-- start PROVIDED INFORMATION --

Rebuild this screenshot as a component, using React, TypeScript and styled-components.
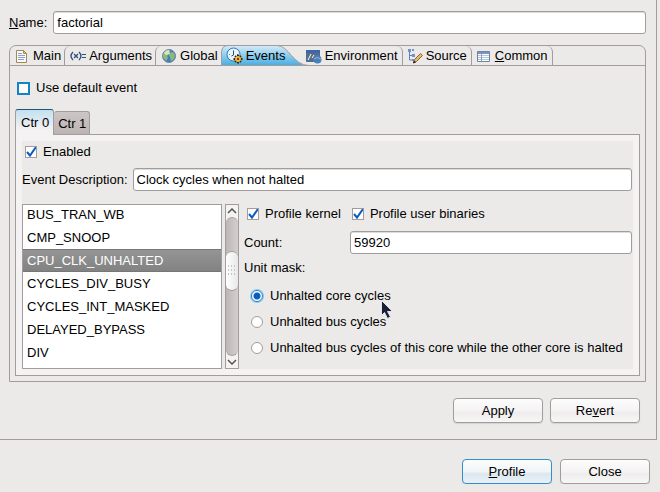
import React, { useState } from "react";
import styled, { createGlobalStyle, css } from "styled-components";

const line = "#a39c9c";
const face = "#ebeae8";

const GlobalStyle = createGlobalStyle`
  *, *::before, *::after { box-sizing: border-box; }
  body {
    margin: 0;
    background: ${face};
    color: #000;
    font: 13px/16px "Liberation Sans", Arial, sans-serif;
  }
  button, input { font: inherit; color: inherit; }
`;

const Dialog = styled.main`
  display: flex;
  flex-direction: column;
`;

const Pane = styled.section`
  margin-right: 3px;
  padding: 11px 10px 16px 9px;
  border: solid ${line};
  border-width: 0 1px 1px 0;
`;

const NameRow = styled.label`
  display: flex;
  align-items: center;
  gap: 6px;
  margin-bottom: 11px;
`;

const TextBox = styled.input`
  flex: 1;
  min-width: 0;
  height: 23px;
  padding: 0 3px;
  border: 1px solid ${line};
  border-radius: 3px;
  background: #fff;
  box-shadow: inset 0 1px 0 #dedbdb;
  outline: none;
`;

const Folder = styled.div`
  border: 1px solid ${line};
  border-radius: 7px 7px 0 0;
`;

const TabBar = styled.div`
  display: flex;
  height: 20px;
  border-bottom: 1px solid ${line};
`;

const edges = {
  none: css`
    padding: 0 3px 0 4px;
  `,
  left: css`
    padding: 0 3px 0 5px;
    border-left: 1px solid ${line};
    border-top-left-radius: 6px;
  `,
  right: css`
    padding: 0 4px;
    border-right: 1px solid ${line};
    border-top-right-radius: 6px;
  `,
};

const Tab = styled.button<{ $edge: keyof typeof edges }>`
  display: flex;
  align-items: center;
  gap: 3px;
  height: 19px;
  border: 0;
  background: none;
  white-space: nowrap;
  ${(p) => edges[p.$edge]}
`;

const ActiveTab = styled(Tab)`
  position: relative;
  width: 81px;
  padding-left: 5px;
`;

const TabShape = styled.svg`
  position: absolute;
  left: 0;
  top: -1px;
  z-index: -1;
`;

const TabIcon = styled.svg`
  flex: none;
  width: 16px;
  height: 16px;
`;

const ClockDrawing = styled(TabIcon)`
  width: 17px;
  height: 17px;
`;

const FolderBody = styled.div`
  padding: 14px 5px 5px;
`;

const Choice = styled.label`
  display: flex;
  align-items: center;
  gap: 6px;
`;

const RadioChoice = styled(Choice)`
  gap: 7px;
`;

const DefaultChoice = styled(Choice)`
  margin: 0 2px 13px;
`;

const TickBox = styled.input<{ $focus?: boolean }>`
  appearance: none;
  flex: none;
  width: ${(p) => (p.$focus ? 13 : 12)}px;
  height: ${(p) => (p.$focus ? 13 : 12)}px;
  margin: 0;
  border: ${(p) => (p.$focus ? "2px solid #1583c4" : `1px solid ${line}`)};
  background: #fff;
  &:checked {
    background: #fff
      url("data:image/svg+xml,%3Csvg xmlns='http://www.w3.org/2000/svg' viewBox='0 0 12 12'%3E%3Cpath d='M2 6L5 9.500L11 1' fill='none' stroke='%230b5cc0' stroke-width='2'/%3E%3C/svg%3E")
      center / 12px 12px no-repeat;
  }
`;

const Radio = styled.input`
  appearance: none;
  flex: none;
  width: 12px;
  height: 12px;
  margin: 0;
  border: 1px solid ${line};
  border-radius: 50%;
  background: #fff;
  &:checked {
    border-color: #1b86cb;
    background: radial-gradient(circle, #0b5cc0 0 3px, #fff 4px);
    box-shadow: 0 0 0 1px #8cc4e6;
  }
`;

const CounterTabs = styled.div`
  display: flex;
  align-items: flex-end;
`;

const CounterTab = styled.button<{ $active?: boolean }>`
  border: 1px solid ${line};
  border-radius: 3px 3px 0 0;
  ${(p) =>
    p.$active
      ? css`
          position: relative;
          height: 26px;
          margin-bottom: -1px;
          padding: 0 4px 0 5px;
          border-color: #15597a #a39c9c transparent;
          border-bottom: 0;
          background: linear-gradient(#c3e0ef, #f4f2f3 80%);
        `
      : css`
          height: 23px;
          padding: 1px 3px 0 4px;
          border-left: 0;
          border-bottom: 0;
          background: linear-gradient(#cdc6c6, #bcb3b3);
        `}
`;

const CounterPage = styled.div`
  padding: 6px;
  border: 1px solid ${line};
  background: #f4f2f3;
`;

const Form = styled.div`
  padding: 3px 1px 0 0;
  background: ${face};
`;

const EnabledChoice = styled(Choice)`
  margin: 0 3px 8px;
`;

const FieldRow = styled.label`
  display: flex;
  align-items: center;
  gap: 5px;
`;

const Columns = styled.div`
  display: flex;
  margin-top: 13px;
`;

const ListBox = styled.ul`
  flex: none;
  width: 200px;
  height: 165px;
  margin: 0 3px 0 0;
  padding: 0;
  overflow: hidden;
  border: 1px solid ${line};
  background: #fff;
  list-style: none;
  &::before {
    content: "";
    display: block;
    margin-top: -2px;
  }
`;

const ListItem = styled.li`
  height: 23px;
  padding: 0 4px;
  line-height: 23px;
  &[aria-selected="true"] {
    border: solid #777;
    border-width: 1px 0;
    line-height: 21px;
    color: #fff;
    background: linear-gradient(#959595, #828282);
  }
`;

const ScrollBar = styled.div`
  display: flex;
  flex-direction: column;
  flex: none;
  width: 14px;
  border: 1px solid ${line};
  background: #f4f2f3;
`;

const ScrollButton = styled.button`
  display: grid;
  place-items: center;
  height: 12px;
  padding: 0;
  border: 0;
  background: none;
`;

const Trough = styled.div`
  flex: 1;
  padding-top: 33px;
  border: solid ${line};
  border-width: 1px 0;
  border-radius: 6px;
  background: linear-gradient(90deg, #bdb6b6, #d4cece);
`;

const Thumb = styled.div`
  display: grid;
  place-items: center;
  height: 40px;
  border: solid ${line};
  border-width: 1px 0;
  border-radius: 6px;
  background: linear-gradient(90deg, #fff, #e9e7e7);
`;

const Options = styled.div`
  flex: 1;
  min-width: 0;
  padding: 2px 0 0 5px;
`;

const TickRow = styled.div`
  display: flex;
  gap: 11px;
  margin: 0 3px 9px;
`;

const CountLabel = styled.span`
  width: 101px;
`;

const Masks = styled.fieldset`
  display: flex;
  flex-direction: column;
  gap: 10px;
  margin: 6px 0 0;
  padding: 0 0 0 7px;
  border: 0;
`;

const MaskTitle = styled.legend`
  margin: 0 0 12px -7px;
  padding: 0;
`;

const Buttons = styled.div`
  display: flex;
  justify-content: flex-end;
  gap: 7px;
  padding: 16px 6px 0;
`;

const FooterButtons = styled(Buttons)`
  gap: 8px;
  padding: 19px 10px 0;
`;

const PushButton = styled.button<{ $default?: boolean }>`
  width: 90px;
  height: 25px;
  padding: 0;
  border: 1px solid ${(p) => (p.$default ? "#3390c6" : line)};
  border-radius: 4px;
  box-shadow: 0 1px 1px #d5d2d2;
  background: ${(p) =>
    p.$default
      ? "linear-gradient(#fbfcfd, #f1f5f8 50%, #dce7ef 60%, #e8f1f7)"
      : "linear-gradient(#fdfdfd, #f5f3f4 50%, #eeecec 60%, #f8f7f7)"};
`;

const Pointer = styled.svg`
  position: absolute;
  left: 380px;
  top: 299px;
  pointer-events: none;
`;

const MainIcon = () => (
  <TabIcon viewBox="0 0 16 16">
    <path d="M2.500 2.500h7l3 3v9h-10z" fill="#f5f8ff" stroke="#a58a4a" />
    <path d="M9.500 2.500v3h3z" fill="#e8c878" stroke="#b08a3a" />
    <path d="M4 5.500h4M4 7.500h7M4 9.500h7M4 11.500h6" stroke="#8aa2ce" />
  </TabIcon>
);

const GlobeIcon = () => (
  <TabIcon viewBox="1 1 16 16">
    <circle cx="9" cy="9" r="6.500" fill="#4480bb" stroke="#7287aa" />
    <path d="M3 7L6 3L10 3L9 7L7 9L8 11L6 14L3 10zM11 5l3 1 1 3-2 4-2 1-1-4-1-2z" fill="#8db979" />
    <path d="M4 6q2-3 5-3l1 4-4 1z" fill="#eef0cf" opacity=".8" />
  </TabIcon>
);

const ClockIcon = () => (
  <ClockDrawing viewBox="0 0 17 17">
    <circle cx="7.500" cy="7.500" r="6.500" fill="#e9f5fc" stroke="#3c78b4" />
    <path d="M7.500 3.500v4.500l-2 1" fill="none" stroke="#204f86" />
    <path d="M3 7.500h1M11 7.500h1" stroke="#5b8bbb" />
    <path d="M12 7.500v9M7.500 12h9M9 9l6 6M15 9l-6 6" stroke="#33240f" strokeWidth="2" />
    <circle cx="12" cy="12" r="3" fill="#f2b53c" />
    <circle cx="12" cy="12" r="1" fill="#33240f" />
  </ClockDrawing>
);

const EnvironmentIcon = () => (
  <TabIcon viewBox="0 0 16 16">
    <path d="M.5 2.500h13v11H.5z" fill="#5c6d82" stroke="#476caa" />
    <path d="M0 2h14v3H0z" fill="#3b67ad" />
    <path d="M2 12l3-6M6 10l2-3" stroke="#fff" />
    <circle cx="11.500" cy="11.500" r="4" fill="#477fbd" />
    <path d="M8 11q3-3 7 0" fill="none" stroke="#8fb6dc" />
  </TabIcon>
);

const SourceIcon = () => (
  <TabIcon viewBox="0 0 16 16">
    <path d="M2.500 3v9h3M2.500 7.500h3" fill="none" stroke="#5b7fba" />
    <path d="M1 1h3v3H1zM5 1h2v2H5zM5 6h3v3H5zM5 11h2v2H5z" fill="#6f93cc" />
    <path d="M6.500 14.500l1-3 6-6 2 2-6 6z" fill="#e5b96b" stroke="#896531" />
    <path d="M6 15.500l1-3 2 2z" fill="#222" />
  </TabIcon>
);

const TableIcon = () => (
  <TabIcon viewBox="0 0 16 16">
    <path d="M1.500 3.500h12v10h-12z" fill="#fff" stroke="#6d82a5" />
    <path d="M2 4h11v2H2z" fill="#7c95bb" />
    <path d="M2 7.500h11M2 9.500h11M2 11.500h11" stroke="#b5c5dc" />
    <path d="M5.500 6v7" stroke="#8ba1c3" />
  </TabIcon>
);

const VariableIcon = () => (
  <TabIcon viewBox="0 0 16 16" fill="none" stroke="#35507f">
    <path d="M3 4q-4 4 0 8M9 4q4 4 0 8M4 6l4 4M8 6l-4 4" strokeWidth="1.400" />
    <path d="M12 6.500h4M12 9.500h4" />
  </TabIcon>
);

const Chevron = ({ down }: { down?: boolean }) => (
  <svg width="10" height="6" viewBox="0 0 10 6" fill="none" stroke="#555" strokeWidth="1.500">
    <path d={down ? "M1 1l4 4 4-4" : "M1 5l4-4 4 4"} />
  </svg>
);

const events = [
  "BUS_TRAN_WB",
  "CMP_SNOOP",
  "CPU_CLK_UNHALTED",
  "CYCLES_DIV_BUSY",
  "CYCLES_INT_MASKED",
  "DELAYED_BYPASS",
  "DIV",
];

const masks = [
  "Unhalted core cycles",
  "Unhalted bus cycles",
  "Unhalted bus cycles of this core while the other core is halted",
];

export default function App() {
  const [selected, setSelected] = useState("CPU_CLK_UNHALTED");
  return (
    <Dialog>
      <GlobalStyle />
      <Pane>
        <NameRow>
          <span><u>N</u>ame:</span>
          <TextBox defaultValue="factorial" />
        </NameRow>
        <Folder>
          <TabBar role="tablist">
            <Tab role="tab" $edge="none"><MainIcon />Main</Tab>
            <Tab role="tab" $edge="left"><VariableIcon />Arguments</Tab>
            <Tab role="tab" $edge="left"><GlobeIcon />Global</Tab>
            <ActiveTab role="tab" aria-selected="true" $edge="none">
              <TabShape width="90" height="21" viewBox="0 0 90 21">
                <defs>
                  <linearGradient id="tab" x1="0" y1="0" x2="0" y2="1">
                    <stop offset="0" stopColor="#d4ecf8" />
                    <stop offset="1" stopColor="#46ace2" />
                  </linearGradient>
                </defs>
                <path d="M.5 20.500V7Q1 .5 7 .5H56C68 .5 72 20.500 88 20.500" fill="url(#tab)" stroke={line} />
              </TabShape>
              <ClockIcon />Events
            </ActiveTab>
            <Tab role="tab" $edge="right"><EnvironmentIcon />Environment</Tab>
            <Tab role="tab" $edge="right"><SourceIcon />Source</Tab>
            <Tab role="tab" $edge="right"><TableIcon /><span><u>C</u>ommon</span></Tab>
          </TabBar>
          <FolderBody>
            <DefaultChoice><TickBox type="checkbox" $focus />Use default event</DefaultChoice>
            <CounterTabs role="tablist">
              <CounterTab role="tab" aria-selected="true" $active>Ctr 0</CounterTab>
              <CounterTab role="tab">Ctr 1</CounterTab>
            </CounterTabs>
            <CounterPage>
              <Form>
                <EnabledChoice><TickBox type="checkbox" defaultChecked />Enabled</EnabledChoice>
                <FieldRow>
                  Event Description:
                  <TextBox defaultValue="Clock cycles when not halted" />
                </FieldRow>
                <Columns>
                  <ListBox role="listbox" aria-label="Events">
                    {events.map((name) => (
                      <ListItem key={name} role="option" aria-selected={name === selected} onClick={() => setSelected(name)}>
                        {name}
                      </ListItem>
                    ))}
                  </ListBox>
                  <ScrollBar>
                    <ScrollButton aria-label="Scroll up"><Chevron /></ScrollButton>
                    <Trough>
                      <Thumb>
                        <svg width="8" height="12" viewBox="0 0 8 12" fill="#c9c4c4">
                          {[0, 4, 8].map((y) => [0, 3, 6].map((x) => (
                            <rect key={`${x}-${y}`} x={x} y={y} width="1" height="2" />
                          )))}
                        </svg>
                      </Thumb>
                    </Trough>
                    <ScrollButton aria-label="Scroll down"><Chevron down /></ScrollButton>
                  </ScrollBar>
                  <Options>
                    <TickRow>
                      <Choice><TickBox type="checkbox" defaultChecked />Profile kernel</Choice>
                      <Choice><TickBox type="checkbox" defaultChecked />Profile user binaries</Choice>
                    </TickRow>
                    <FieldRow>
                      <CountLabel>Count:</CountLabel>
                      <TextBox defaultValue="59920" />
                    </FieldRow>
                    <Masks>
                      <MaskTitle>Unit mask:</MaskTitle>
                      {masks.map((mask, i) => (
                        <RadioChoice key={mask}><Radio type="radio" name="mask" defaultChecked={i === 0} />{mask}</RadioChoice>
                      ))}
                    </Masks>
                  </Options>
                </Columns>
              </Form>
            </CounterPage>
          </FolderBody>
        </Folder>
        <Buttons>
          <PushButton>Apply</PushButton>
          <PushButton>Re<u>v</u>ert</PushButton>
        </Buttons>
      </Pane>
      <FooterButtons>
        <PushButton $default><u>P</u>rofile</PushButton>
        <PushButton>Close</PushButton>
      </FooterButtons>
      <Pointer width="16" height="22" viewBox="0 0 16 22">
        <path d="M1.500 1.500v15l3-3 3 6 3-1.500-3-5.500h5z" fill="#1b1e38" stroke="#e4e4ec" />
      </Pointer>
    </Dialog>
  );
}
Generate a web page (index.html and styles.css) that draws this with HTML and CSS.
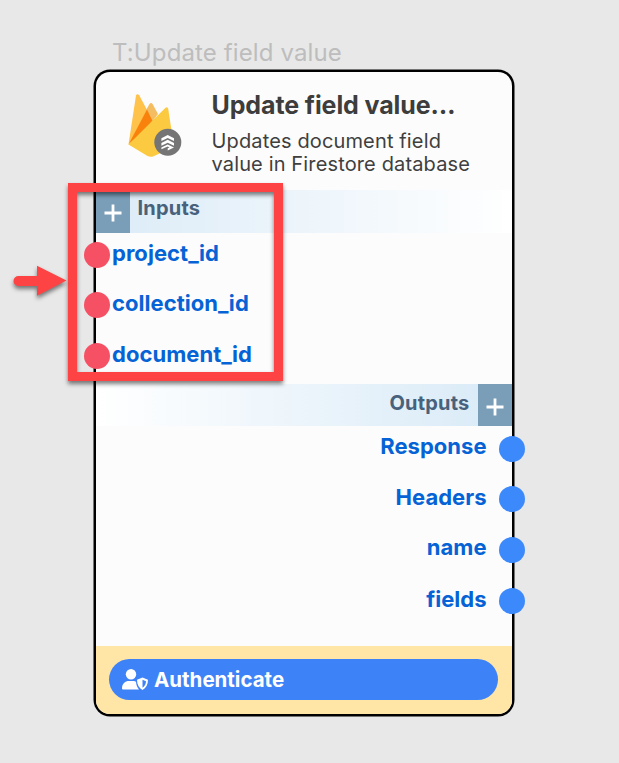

-- end PROVIDED INFORMATION --

TASK: From the entries, report each line that includes the word "index".

RESPONSE:
  z-index: -1;
Generate a web page (index.html and styles.css) that draws this with HTML and CSS.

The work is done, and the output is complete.